**SHORT TASK**
Below is a listing to write out in full, exactly as given, without its pictures.
-- BEGIN --
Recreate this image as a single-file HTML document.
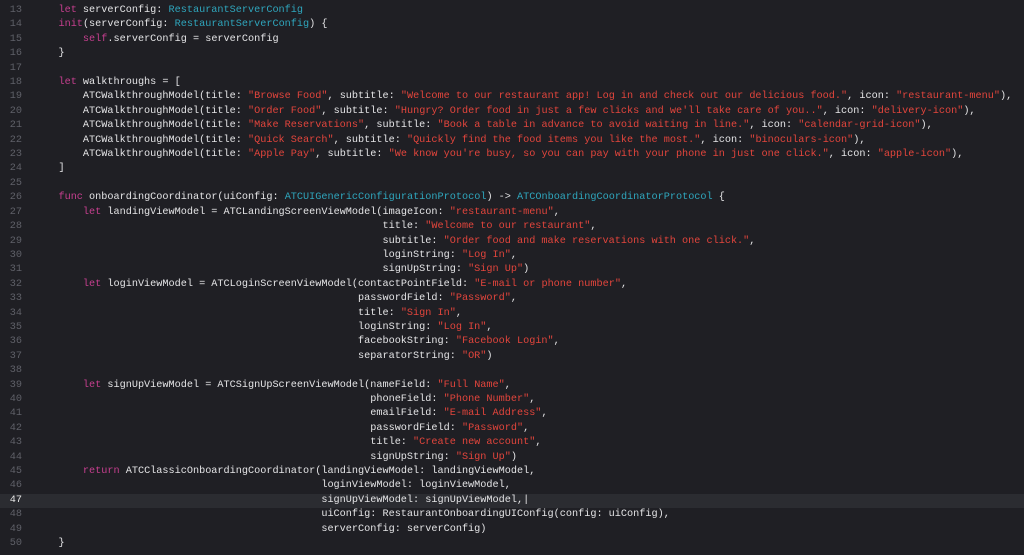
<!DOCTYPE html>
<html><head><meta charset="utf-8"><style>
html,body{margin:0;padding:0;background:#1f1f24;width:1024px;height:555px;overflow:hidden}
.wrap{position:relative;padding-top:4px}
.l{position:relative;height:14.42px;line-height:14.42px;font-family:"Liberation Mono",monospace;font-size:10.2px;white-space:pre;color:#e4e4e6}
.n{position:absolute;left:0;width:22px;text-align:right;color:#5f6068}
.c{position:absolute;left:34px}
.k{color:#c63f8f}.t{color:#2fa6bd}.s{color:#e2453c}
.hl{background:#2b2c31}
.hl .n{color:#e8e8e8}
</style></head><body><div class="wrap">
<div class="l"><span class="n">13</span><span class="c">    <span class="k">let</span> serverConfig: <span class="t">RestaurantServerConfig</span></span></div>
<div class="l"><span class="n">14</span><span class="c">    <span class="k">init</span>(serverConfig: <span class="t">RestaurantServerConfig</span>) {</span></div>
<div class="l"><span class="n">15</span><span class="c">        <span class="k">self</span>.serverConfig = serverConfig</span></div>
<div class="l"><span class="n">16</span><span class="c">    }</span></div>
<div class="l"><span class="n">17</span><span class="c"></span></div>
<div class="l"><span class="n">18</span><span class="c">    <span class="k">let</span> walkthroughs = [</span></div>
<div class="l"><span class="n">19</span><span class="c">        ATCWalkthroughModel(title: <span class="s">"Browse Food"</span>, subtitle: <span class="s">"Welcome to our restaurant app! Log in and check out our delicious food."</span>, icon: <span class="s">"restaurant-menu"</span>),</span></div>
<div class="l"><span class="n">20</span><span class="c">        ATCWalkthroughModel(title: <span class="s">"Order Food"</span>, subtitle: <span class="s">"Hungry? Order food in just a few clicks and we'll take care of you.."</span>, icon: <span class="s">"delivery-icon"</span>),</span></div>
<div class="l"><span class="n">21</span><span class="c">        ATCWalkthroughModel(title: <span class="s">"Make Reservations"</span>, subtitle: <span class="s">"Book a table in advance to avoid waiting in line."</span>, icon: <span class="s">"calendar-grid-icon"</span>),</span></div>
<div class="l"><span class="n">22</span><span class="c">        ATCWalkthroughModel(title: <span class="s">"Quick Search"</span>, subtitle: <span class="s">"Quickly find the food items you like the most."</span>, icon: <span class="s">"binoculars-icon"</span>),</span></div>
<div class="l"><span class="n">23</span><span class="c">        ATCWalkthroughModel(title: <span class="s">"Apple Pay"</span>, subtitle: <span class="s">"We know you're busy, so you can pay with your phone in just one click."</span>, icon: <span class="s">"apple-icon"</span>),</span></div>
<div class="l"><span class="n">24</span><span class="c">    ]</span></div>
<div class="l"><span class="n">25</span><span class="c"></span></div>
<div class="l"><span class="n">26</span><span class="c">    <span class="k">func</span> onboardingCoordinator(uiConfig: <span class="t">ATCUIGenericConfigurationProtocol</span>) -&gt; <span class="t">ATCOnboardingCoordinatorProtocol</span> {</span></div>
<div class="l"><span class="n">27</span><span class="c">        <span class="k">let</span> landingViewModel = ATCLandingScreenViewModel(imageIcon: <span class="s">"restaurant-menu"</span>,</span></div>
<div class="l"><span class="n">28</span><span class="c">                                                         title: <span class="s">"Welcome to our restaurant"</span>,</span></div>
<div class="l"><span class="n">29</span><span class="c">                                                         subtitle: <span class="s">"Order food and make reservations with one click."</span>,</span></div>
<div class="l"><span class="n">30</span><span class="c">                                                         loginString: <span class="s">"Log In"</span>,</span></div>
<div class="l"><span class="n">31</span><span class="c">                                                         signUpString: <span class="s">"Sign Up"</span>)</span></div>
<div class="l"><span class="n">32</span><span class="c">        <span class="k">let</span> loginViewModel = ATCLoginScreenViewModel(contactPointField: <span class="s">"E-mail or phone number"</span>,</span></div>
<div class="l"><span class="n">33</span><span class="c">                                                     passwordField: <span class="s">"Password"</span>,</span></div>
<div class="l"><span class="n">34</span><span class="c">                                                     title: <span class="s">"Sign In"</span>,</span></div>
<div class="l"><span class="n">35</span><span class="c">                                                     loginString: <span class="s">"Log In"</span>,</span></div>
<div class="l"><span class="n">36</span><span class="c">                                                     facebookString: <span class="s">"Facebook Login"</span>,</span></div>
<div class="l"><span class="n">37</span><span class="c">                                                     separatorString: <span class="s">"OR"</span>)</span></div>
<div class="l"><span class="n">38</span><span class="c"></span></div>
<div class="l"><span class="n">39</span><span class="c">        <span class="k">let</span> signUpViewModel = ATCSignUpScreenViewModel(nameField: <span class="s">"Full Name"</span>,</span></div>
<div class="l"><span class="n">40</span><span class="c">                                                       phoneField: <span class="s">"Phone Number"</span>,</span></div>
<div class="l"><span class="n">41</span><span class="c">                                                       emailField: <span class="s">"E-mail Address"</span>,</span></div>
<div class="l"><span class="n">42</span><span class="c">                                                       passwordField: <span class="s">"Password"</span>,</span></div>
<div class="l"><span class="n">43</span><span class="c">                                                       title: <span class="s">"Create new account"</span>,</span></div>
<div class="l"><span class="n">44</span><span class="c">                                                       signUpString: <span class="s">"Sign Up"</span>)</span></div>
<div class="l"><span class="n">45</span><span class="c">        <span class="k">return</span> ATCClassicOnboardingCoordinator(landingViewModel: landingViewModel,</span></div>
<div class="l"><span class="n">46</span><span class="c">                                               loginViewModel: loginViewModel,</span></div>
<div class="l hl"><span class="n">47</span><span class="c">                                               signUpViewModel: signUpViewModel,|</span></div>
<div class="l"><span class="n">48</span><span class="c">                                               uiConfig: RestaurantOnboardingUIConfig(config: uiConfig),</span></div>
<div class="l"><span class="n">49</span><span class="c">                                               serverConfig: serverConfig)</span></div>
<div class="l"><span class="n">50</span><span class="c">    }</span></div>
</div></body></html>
-- END --
**EXPECTED ANSWER**
Recreate this image as a single-file HTML document.
<!DOCTYPE html>
<html><head><meta charset="utf-8"><style>
html,body{margin:0;padding:0;background:#1f1f24;width:1024px;height:555px;overflow:hidden}
.wrap{position:relative;padding-top:4px}
.l{position:relative;height:14.42px;line-height:14.42px;font-family:"Liberation Mono",monospace;font-size:10.2px;white-space:pre;color:#e4e4e6}
.n{position:absolute;left:0;width:22px;text-align:right;color:#5f6068}
.c{position:absolute;left:34px}
.k{color:#c63f8f}.t{color:#2fa6bd}.s{color:#e2453c}
.hl{background:#2b2c31}
.hl .n{color:#e8e8e8}
</style></head><body><div class="wrap">
<div class="l"><span class="n">13</span><span class="c">    <span class="k">let</span> serverConfig: <span class="t">RestaurantServerConfig</span></span></div>
<div class="l"><span class="n">14</span><span class="c">    <span class="k">init</span>(serverConfig: <span class="t">RestaurantServerConfig</span>) {</span></div>
<div class="l"><span class="n">15</span><span class="c">        <span class="k">self</span>.serverConfig = serverConfig</span></div>
<div class="l"><span class="n">16</span><span class="c">    }</span></div>
<div class="l"><span class="n">17</span><span class="c"></span></div>
<div class="l"><span class="n">18</span><span class="c">    <span class="k">let</span> walkthroughs = [</span></div>
<div class="l"><span class="n">19</span><span class="c">        ATCWalkthroughModel(title: <span class="s">"Browse Food"</span>, subtitle: <span class="s">"Welcome to our restaurant app! Log in and check out our delicious food."</span>, icon: <span class="s">"restaurant-menu"</span>),</span></div>
<div class="l"><span class="n">20</span><span class="c">        ATCWalkthroughModel(title: <span class="s">"Order Food"</span>, subtitle: <span class="s">"Hungry? Order food in just a few clicks and we'll take care of you.."</span>, icon: <span class="s">"delivery-icon"</span>),</span></div>
<div class="l"><span class="n">21</span><span class="c">        ATCWalkthroughModel(title: <span class="s">"Make Reservations"</span>, subtitle: <span class="s">"Book a table in advance to avoid waiting in line."</span>, icon: <span class="s">"calendar-grid-icon"</span>),</span></div>
<div class="l"><span class="n">22</span><span class="c">        ATCWalkthroughModel(title: <span class="s">"Quick Search"</span>, subtitle: <span class="s">"Quickly find the food items you like the most."</span>, icon: <span class="s">"binoculars-icon"</span>),</span></div>
<div class="l"><span class="n">23</span><span class="c">        ATCWalkthroughModel(title: <span class="s">"Apple Pay"</span>, subtitle: <span class="s">"We know you're busy, so you can pay with your phone in just one click."</span>, icon: <span class="s">"apple-icon"</span>),</span></div>
<div class="l"><span class="n">24</span><span class="c">    ]</span></div>
<div class="l"><span class="n">25</span><span class="c"></span></div>
<div class="l"><span class="n">26</span><span class="c">    <span class="k">func</span> onboardingCoordinator(uiConfig: <span class="t">ATCUIGenericConfigurationProtocol</span>) -&gt; <span class="t">ATCOnboardingCoordinatorProtocol</span> {</span></div>
<div class="l"><span class="n">27</span><span class="c">        <span class="k">let</span> landingViewModel = ATCLandingScreenViewModel(imageIcon: <span class="s">"restaurant-menu"</span>,</span></div>
<div class="l"><span class="n">28</span><span class="c">                                                         title: <span class="s">"Welcome to our restaurant"</span>,</span></div>
<div class="l"><span class="n">29</span><span class="c">                                                         subtitle: <span class="s">"Order food and make reservations with one click."</span>,</span></div>
<div class="l"><span class="n">30</span><span class="c">                                                         loginString: <span class="s">"Log In"</span>,</span></div>
<div class="l"><span class="n">31</span><span class="c">                                                         signUpString: <span class="s">"Sign Up"</span>)</span></div>
<div class="l"><span class="n">32</span><span class="c">        <span class="k">let</span> loginViewModel = ATCLoginScreenViewModel(contactPointField: <span class="s">"E-mail or phone number"</span>,</span></div>
<div class="l"><span class="n">33</span><span class="c">                                                     passwordField: <span class="s">"Password"</span>,</span></div>
<div class="l"><span class="n">34</span><span class="c">                                                     title: <span class="s">"Sign In"</span>,</span></div>
<div class="l"><span class="n">35</span><span class="c">                                                     loginString: <span class="s">"Log In"</span>,</span></div>
<div class="l"><span class="n">36</span><span class="c">                                                     facebookString: <span class="s">"Facebook Login"</span>,</span></div>
<div class="l"><span class="n">37</span><span class="c">                                                     separatorString: <span class="s">"OR"</span>)</span></div>
<div class="l"><span class="n">38</span><span class="c"></span></div>
<div class="l"><span class="n">39</span><span class="c">        <span class="k">let</span> signUpViewModel = ATCSignUpScreenViewModel(nameField: <span class="s">"Full Name"</span>,</span></div>
<div class="l"><span class="n">40</span><span class="c">                                                       phoneField: <span class="s">"Phone Number"</span>,</span></div>
<div class="l"><span class="n">41</span><span class="c">                                                       emailField: <span class="s">"E-mail Address"</span>,</span></div>
<div class="l"><span class="n">42</span><span class="c">                                                       passwordField: <span class="s">"Password"</span>,</span></div>
<div class="l"><span class="n">43</span><span class="c">                                                       title: <span class="s">"Create new account"</span>,</span></div>
<div class="l"><span class="n">44</span><span class="c">                                                       signUpString: <span class="s">"Sign Up"</span>)</span></div>
<div class="l"><span class="n">45</span><span class="c">        <span class="k">return</span> ATCClassicOnboardingCoordinator(landingViewModel: landingViewModel,</span></div>
<div class="l"><span class="n">46</span><span class="c">                                               loginViewModel: loginViewModel,</span></div>
<div class="l hl"><span class="n">47</span><span class="c">                                               signUpViewModel: signUpViewModel,|</span></div>
<div class="l"><span class="n">48</span><span class="c">                                               uiConfig: RestaurantOnboardingUIConfig(config: uiConfig),</span></div>
<div class="l"><span class="n">49</span><span class="c">                                               serverConfig: serverConfig)</span></div>
<div class="l"><span class="n">50</span><span class="c">    }</span></div>
</div></body></html>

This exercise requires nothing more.